For the Hoffman-Singleton Graph, use lines and points of PG(2,3) to label $$50$$ vertices. Make an edge for incident point-line pairs and also for label disjoint line-line pairs That is the graph! Consider a line-type vertex and the four line-type vertices it is joined to in the graph. The corresponding lines constitute a spread in PG(2,3).

Let me get back to PG(3,2). Consider the various ways to select seven pairwise intersecting lines, no three sharing a common element in the label. Any such septad gives $$S$$ the structure of a Fano plane. There are $$6$$ ways to do this using a particular line so $$\frac{35\cdot 6}7=30$$ in all. The obvious action of $$S_7$$ is transitive while $$A_7$$ splits these into two orbits of size $$15.$$ Depending on how the labeling was done, one kind is the points and the other is the planes.

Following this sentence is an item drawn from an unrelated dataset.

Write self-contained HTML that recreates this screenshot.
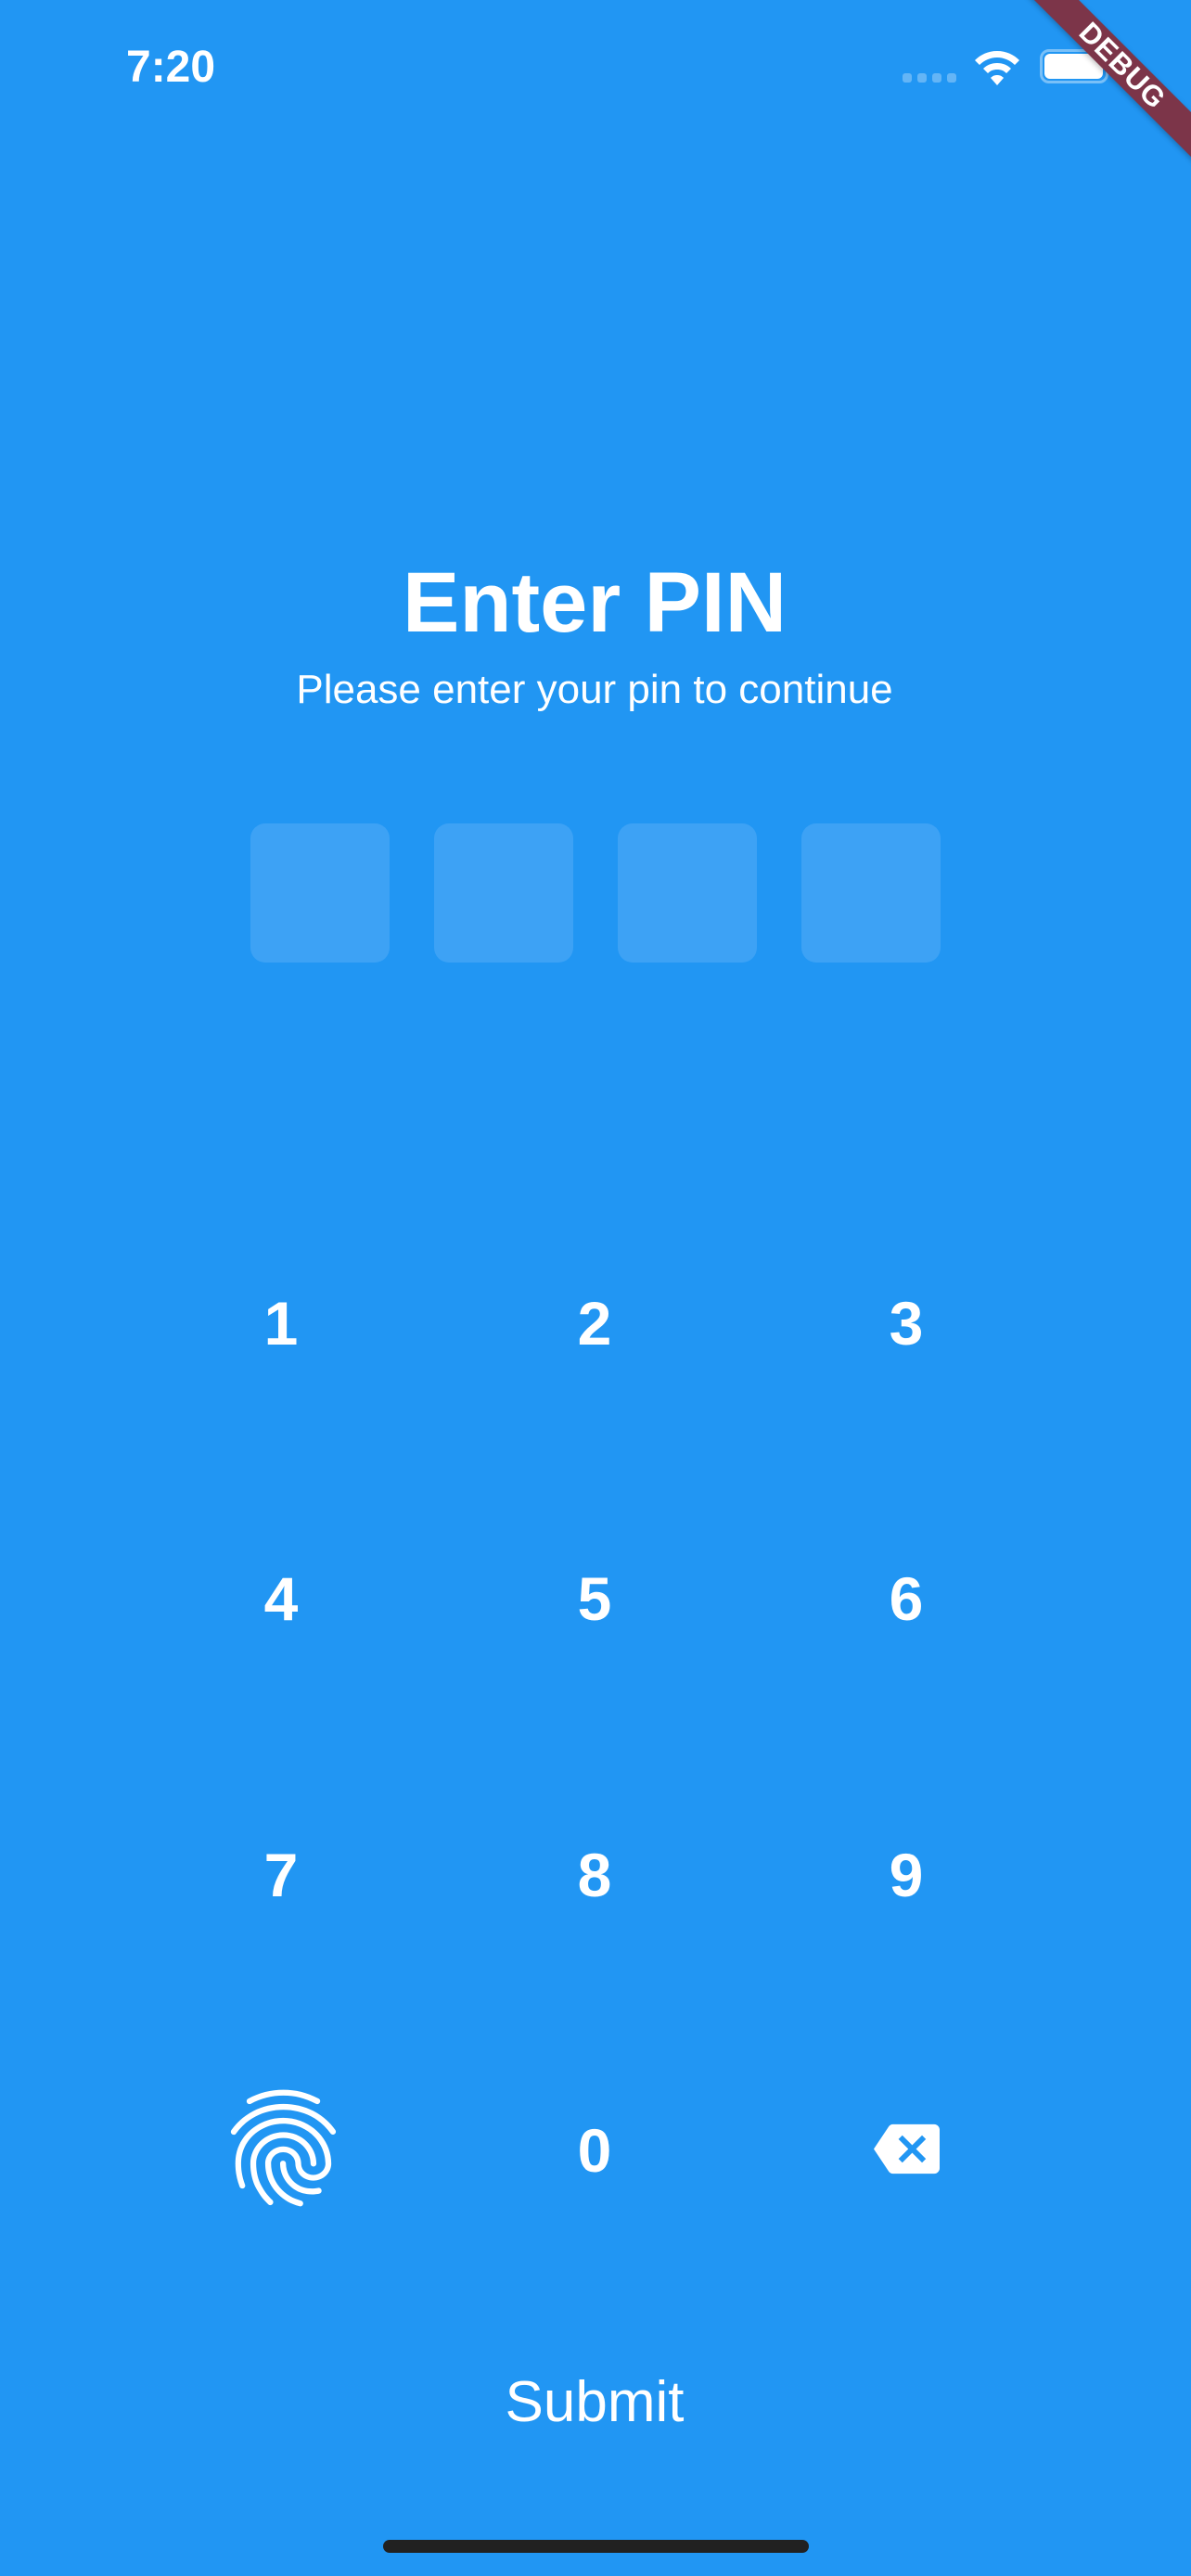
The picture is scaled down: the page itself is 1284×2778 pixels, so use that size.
<!DOCTYPE html>
<html><head><meta charset="utf-8"><style>
html,body{margin:0;padding:0}
body{width:1284px;height:2778px;background:#2196F3;position:relative;overflow:hidden;font-family:"Liberation Sans",sans-serif;color:#fff}
.a{position:absolute;line-height:1;white-space:nowrap}
.c{transform:translateX(-50%)}
.box{position:absolute;top:888px;width:150px;height:150px;border-radius:16px;background:#3DA2F5}
.d{position:absolute;font-weight:bold;font-size:66px;line-height:1;transform:translateX(-50%)}
</style></head><body>
<div class="a" style="left:136px;top:49px;font-size:48px;font-weight:bold">7:20</div>
<svg style="position:absolute;left:970px;top:78px" width="64" height="16"><g fill="#fff" fill-opacity="0.3"><rect x="3" y="1" width="10" height="10" rx="3"/><rect x="19" y="1" width="10" height="10" rx="3"/><rect x="35" y="1" width="10" height="10" rx="3"/><rect x="51" y="1" width="10" height="10" rx="3"/></g></svg>
<svg style="position:absolute;left:1048px;top:52px" width="54" height="42" viewBox="0 0 54 42"><path d="M27 3C17 3 9 7 3 13l5 5c5-5 12-8 19-8s14 3 19 8l5-5C45 7 37 3 27 3z" fill="#fff"/><path d="M27 16c-6 0-11 2-15 6l5 5c3-3 6-4 10-4s7 1 10 4l5-5c-4-4-9-6-15-6z" fill="#fff"/><path d="M27 29c-3 0-5 1-7 3l7 8 7-8c-2-2-4-3-7-3z" fill="#fff"/></svg>
<div style="position:absolute;left:1121px;top:53px;border:3px solid rgba(255,255,255,0.4);border-radius:10px;width:68px;height:31px"></div>
<div style="position:absolute;left:1126px;top:58px;width:63px;height:27px;background:#fff;border-radius:6px"></div>
<div style="position:absolute;left:1196px;top:64px;width:4px;height:13px;background:rgba(255,255,255,0.4);border-radius:0 3px 3px 0"></div>
<div style="position:absolute;left:1080px;top:54px;width:260px;height:34px;background:#7c3549;transform:rotate(45deg);color:#fff;font-weight:900;font-size:31px;line-height:34px;text-align:center;letter-spacing:1px;box-shadow:0 2px 6px rgba(0,0,0,0.25)">DEBUG</div>

<div class="a c" style="left:641px;top:604px;font-size:92px;font-weight:bold">Enter PIN</div>
<div class="a c" style="left:641px;top:722px;font-size:44px">Please enter your pin to continue</div>

<div class="box" style="left:270px"></div>
<div class="box" style="left:468px"></div>
<div class="box" style="left:666px"></div>
<div class="box" style="left:864px"></div>

<div class="d" style="left:303px;top:1394px">1</div>
<div class="d" style="left:641px;top:1394px">2</div>
<div class="d" style="left:977px;top:1394px">3</div>
<div class="d" style="left:303px;top:1691px">4</div>
<div class="d" style="left:641px;top:1691px">5</div>
<div class="d" style="left:977px;top:1691px">6</div>
<div class="d" style="left:303px;top:1989px">7</div>
<div class="d" style="left:641px;top:1989px">8</div>
<div class="d" style="left:977px;top:1989px">9</div>
<div class="d" style="left:641px;top:2286px">0</div>

<svg style="position:absolute;left:230px;top:2241px" width="151" height="151" viewBox="0 0 24 24"><path fill="#fff" d="M17.81 4.47c-.08 0-.16-.02-.23-.06C15.66 3.42 14 3 12.01 3c-1.98 0-3.86.47-5.57 1.41-.24.13-.54.04-.68-.2-.13-.24-.04-.55.2-.68C7.82 2.52 9.86 2 12.01 2c2.13 0 3.99.47 6.03 1.52.25.13.34.43.21.67-.09.18-.26.28-.44.28zM3.5 9.72c-.1 0-.2-.03-.29-.09-.23-.16-.28-.47-.12-.7.99-1.4 2.25-2.5 3.75-3.27C9.98 4.04 14 4.03 17.15 5.65c1.5.77 2.76 1.86 3.75 3.25.16.22.11.54-.12.7-.23.16-.54.11-.7-.12-.9-1.26-2.04-2.25-3.39-2.94-2.87-1.47-6.54-1.47-9.4.01-1.36.7-2.5 1.7-3.4 2.96-.08.14-.23.21-.39.21zm6.25 12.07c-.13 0-.26-.05-.35-.15-.87-.87-1.34-1.43-2.01-2.64-.69-1.23-1.05-2.73-1.05-4.34 0-2.97 2.54-5.39 5.66-5.39s5.66 2.42 5.66 5.39c0 .28-.22.5-.5.5s-.5-.22-.5-.5c0-2.42-2.09-4.39-4.66-4.39-2.57 0-4.66 1.97-4.66 4.39 0 1.44.32 2.77.93 3.85.64 1.15 1.08 1.64 1.85 2.42.19.2.19.51 0 .71-.11.1-.24.15-.37.15zm7.17-1.85c-1.19 0-2.24-.3-3.1-.89-1.49-1.01-2.38-2.65-2.38-4.39 0-.28.22-.5.5-.5s.5.22.5.5c0 1.41.72 2.74 1.94 3.56.71.48 1.54.71 2.54.71.24 0 .64-.03 1.04-.1.27-.05.53.13.58.41.05.27-.13.53-.41.58-.57.11-1.07.12-1.21.12zM14.91 22c-.04 0-.09-.01-.13-.02-1.59-.44-2.63-1.03-3.72-2.1-1.4-1.39-2.17-3.24-2.17-5.22 0-1.62 1.38-2.94 3.08-2.94 1.7 0 3.08 1.32 3.08 2.94 0 1.07.93 1.94 2.08 1.94s2.08-.87 2.08-1.94c0-3.77-3.25-6.83-7.25-6.83-2.84 0-5.440 1.58-6.61 4.03-.39.81-.59 1.76-.59 2.8 0 .78.07 2.01.67 3.61.1.26-.03.55-.29.64-.26.1-.55-.04-.64-.29-.49-1.31-.73-2.61-.73-3.96 0-1.2.23-2.29.68-3.24 1.33-2.79 4.28-4.6 7.51-4.6 4.55 0 8.25 3.51 8.25 7.83 0 1.62-1.38 2.94-3.08 2.94s-3.08-1.32-3.08-2.94c0-1.07-.93-1.94-2.08-1.94s-2.08.87-2.08 1.94c0 1.71.66 3.31 1.87 4.51.95.94 1.86 1.46 3.27 1.85.27.07.42.35.35.61-.05.23-.26.38-.47.38z"/></svg>

<svg style="position:absolute;left:942px;top:2282px" width="71" height="71" viewBox="0 0 24 24"><path fill="#fff" d="M22 3H7c-.69 0-1.23.35-1.59.88L0 12l5.41 8.11c.36.53.9.89 1.59.89h15c1.1 0 2-.9 2-2V5c0-1.1-.9-2-2-2zm-3 12.59L17.59 17 14 13.41 10.41 17 9 15.59 12.59 12 9 8.41 10.41 7 14 10.59 17.59 7 19 8.41 15.41 12 19 15.59z"/></svg>

<div class="a c" style="left:641px;top:2560px;font-size:62px">Submit</div>
<div style="position:absolute;left:413px;top:2739px;width:459px;height:14px;border-radius:7px;background:#212121"></div>
</body></html>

I intentionally tried to make the two constructions sound as similar as possible. Both, being amazing, have much more structure and have combinatorial objects contained and containing them. Also there is a great deal of symmetry so the graphs have huge automorphism groups. A possible Moore graph of degree $$57$$ would have a small automorphism group.

If there is a Moore graph of degree $$57$$ (which seems doubtful) and it has a similar construction, the labeling of the $$2850$$ lines of PG(3,7) can't be "all $$j$$ subsets of an $$N$$-set" in a non-trivial way. Perhaps it could be something less symmetric.

• Isn't Petersen spelled with an 'e' (actually 3 'e's) rather than an 'o'? – Gordon Royle Feb 14 '19 at 6:05

According to [1], as of 2015, there were no known packings (aka parallelisms) of PG(3,7) despite it being known via Beutelspacher's theorem [2] that at least one such packing must exist. Given that we don't even have one explicit packing of PG(3,7), I must conclude that it is very unlikely that there have been substantial efforts at pursuing this line of investigation in the context of Moore graphs.

1. S. Zhelezova, "On point-cyclic parallelisms of PG(3,7)". Mathematics and Education in Mathematics (2015) 101 – 105.

2. Beutelspacher, Albrecht. "On parallelisms in finite projective spaces." Geometriae Dedicata 3.1 (1974): 35-40.